Simplifying fractions is an essential skill in algebra, making complex fraction calculations easier and more manageable. To simplify a fraction, you first need to find the greatest common factor (GCF) of the numerator and the denominator. This helps in reducing a fraction to its simplest form.

In the case of complex fractions, which contain a fraction in either the numerator, denominator, or both, the process involves a few more steps.

• First, identify and simplify the smaller fractions in the numerator and denominator.
• Next, seek a common denominator to combine terms within the numerator and the denominator.
• Then, convert the complex fraction into a simple division problem.
• Simplify further to ensure the fraction is in its simplest form.

By following these steps, you transform a seemingly complex problem into something more straightforward and manageable.

An algebraic expression is a blend of numbers, variables, and operations. These expressions can be simple, involving just one variable and a few operations, or complex, involving multiple variables and operations.

In algebra, you often encounter expressions like \( x + 2 \) or \( 3x - 4 \), but complex fractions are slightly more involved. They have fractions within a larger fraction, which can make them look intimidating at first glance.

When dealing with algebraic expressions in complex fractions, it's important to:

• Recognize that each part of the expression follows algebraic rules.
• Combine like terms whenever possible.
• Use factoring techniques to simplify the expression.

This structured approach allows you to manipulate and simplify algebraic expressions within fractions effectively.

Fractions with variables can add a layer of complexity to algebraic problems, primarily because both numbers and letters now play a role in the calculation. Understanding how to work with them is crucial for mastering algebra.
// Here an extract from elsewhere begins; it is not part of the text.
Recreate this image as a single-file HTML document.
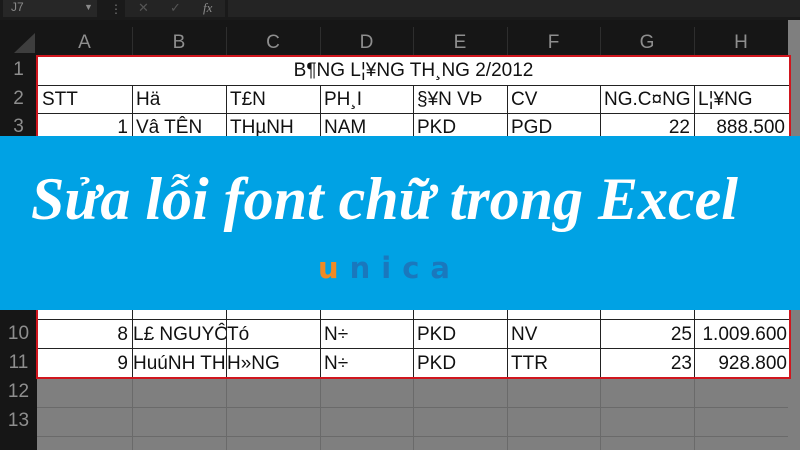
<!DOCTYPE html>
<html><head><meta charset="utf-8"><style>
*{margin:0;padding:0;box-sizing:border-box}
body{width:800px;height:450px;overflow:hidden;background:#1c1c1c;position:relative;font-family:"Liberation Sans",sans-serif}
.a{position:absolute}
.cell{position:absolute;font-size:19px;color:#111;white-space:nowrap;overflow:hidden;line-height:28px;padding:0 4px}
.hd{position:absolute;color:#8e8e8e;font-size:19px;text-align:center;line-height:28px}
</style></head><body>
<div class="a" style="left:0;top:0;width:800px;height:20px;background:#1a1a1a"></div>
<div class="a" style="left:3px;top:0;width:94px;height:17px;background:#272727;color:#8a8a8a;font-size:12px;padding-left:8px;line-height:15px">J7<span style="position:absolute;left:81px;top:0;font-size:9px">▼</span></div>
<div class="a" style="left:110px;top:2px;color:#777;font-size:12px">⋮</div>
<div class="a" style="left:125px;top:0;width:100px;height:17px;background:#242424;color:#555;font-size:13px;line-height:16px"><span style="position:absolute;left:13px">✕</span><span style="position:absolute;left:45px">✓</span><span style="position:absolute;left:78px;color:#8a8a8a;font-style:italic;font-family:'Liberation Serif',serif">fx</span></div>
<div class="a" style="left:228px;top:0;width:572px;height:17px;background:#242424"></div>
<div class="a" style="left:0;top:20px;width:800px;height:35px;background:#161616"></div>
<div class="a" style="left:14px;top:33px;width:0;height:0;border-left:21px solid transparent;border-bottom:20px solid #3e3e3e"></div>
<div class="hd" style="left:37px;top:29px;width:95px">A</div>
<div class="hd" style="left:132px;top:29px;width:94px">B</div>
<div class="hd" style="left:226px;top:29px;width:94px">C</div>
<div class="hd" style="left:320px;top:29px;width:93px">D</div>
<div class="hd" style="left:413px;top:29px;width:94px">E</div>
<div class="hd" style="left:507px;top:29px;width:93px">F</div>
<div class="hd" style="left:600px;top:29px;width:94px">G</div>
<div class="hd" style="left:694px;top:29px;width:94px">H</div>
<div class="a" style="left:132px;top:27px;width:1px;height:28px;background:#2e2e2e"></div>
<div class="a" style="left:226px;top:27px;width:1px;height:28px;background:#2e2e2e"></div>
<div class="a" style="left:320px;top:27px;width:1px;height:28px;background:#2e2e2e"></div>
<div class="a" style="left:413px;top:27px;width:1px;height:28px;background:#2e2e2e"></div>
<div class="a" style="left:507px;top:27px;width:1px;height:28px;background:#2e2e2e"></div>
<div class="a" style="left:600px;top:27px;width:1px;height:28px;background:#2e2e2e"></div>
<div class="a" style="left:694px;top:27px;width:1px;height:28px;background:#2e2e2e"></div>
<div class="a" style="left:0;top:55px;width:37px;height:395px;background:#161616"></div>
<div class="hd" style="left:0;top:56px;width:37px">1</div>
<div class="hd" style="left:0;top:85px;width:37px">2</div>
<div class="hd" style="left:0;top:113px;width:37px">3</div>
<div class="hd" style="left:0;top:320px;width:37px">10</div>
<div class="hd" style="left:0;top:349px;width:37px">11</div>
<div class="hd" style="left:0;top:378px;width:37px">12</div>
<div class="hd" style="left:0;top:407px;width:37px">13</div>
<div class="a" style="left:37px;top:378px;width:763px;height:72px;background:#7f7f7f"></div>
<div class="a" style="left:37px;top:407px;width:763px;height:1px;background:#6a6a6a"></div>
<div class="a" style="left:37px;top:436px;width:763px;height:1px;background:#6a6a6a"></div>
<div class="a" style="left:132px;top:378px;width:1px;height:72px;background:#6a6a6a"></div>
<div class="a" style="left:226px;top:378px;width:1px;height:72px;background:#6a6a6a"></div>
<div class="a" style="left:320px;top:378px;width:1px;height:72px;background:#6a6a6a"></div>
<div class="a" style="left:413px;top:378px;width:1px;height:72px;background:#6a6a6a"></div>
<div class="a" style="left:507px;top:378px;width:1px;height:72px;background:#6a6a6a"></div>
<div class="a" style="left:600px;top:378px;width:1px;height:72px;background:#6a6a6a"></div>
<div class="a" style="left:694px;top:378px;width:1px;height:72px;background:#6a6a6a"></div>
<div class="a" style="left:788px;top:20px;width:12px;height:430px;background:#7f7f7f"></div>
<div class="a" style="left:36px;top:55px;width:755px;height:324px;background:#fff;border:2px solid #d0161e"></div>
<div class="a" style="left:38px;top:85px;width:751px;height:1px;background:#222"></div>
<div class="a" style="left:38px;top:113px;width:751px;height:1px;background:#222"></div>
<div class="a" style="left:38px;top:319px;width:751px;height:1px;background:#222"></div>
<div class="a" style="left:38px;top:348px;width:751px;height:1px;background:#222"></div>
<div class="a" style="left:132px;top:85px;width:1px;height:292px;background:#222"></div>
<div class="a" style="left:226px;top:85px;width:1px;height:292px;background:#222"></div>
<div class="a" style="left:320px;top:85px;width:1px;height:292px;background:#222"></div>
<div class="a" style="left:413px;top:85px;width:1px;height:292px;background:#222"></div>
<div class="a" style="left:507px;top:85px;width:1px;height:292px;background:#222"></div>
<div class="a" style="left:600px;top:85px;width:1px;height:292px;background:#222"></div>
<div class="a" style="left:694px;top:85px;width:1px;height:292px;background:#222"></div>
<div class="cell" style="left:38px;top:57px;width:751px;text-align:center">B¶NG L¦¥NG TH¸NG 2/2012</div>
<div class="cell" style="left:38px;top:86px">STT</div>
<div class="cell" style="left:132px;top:86px">Hä</div>
<div class="cell" style="left:226px;top:86px">T£N</div>
<div class="cell" style="left:320px;top:86px">PH¸I</div>
<div class="cell" style="left:413px;top:86px">§¥N VÞ</div>
<div class="cell" style="left:507px;top:86px">CV</div>
<div class="cell" style="left:600px;top:86px">NG.C¤NG</div>
<div class="cell" style="left:694px;top:86px">L¦¥NG</div>
<div class="cell" style="left:38px;top:114px;width:94px;text-align:right">1</div>
<div class="cell" style="left:132px;top:114px">Vâ TÊN</div>
<div class="cell" style="left:226px;top:114px">THµNH</div>
<div class="cell" style="left:320px;top:114px">NAM</div>
<div class="cell" style="left:413px;top:114px">PKD</div>
<div class="cell" style="left:507px;top:114px">PGD</div>
<div class="cell" style="left:600px;top:114px;width:94px;text-align:right">22</div>
<div class="cell" style="left:694px;top:114px;width:95px;text-align:right">888.500</div>
<div class="cell" style="left:38px;top:321px;width:94px;text-align:right">8</div>
<div class="cell" style="left:132px;top:321px;width:94px;padding:0 1px">L£ NGUYÔN</div>
<div class="cell" style="left:226px;top:321px;padding:0 1px">Tó</div>
<div class="cell" style="left:320px;top:321px">N÷</div>
<div class="cell" style="left:413px;top:321px">PKD</div>
<div class="cell" style="left:507px;top:321px">NV</div>
<div class="cell" style="left:600px;top:321px;width:94px;text-align:right;padding-right:2px">25</div>
<div class="cell" style="left:694px;top:321px;width:95px;text-align:right;padding-right:2px">1.009.600</div>
<div class="cell" style="left:38px;top:350px;width:94px;text-align:right">9</div>
<div class="cell" style="left:132px;top:350px;width:94px;padding:0 1px">HuúNH TH</div>
<div class="cell" style="left:226px;top:350px;padding:0 1px">H»NG</div>
<div class="cell" style="left:320px;top:350px">N÷</div>
<div class="cell" style="left:413px;top:350px">PKD</div>
<div class="cell" style="left:507px;top:350px">TTR</div>
<div class="cell" style="left:600px;top:350px;width:94px;text-align:right;padding-right:2px">23</div>
<div class="cell" style="left:694px;top:350px;width:95px;text-align:right;padding-right:2px">928.800</div>
<div class="a" style="left:0;top:136px;width:800px;height:174px;background:#00a2e4"></div>
<div class="a" style="left:31px;top:162px;width:760px;color:#fff;font-family:'Liberation Serif',serif;font-style:italic;font-weight:bold;font-size:60px;line-height:74px;white-space:nowrap">Sửa lỗi font chữ trong Excel</div>
<div class="a" style="left:318px;top:250px;font-family:'DejaVu Sans',sans-serif;font-weight:bold;font-size:29px;letter-spacing:11px;color:#1a78bd;line-height:36px"><span style="color:#f08a24">u</span>nica</div>
</body></html>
To simplify fractions that include variables, also known as rational expressions, you need to:*

• Identify and state any restrictions on the variable, such as values that make the denominator zero.
• Factor both the numerator and the denominator if possible.
• Cancel any common factors.
• Be mindful of the domain and ensure the operations maintain the integrity of the expression.

By being systematic and precise, you maintain control over the variables within the problem, allowing for correct simplification and interpretation of expressions with variables.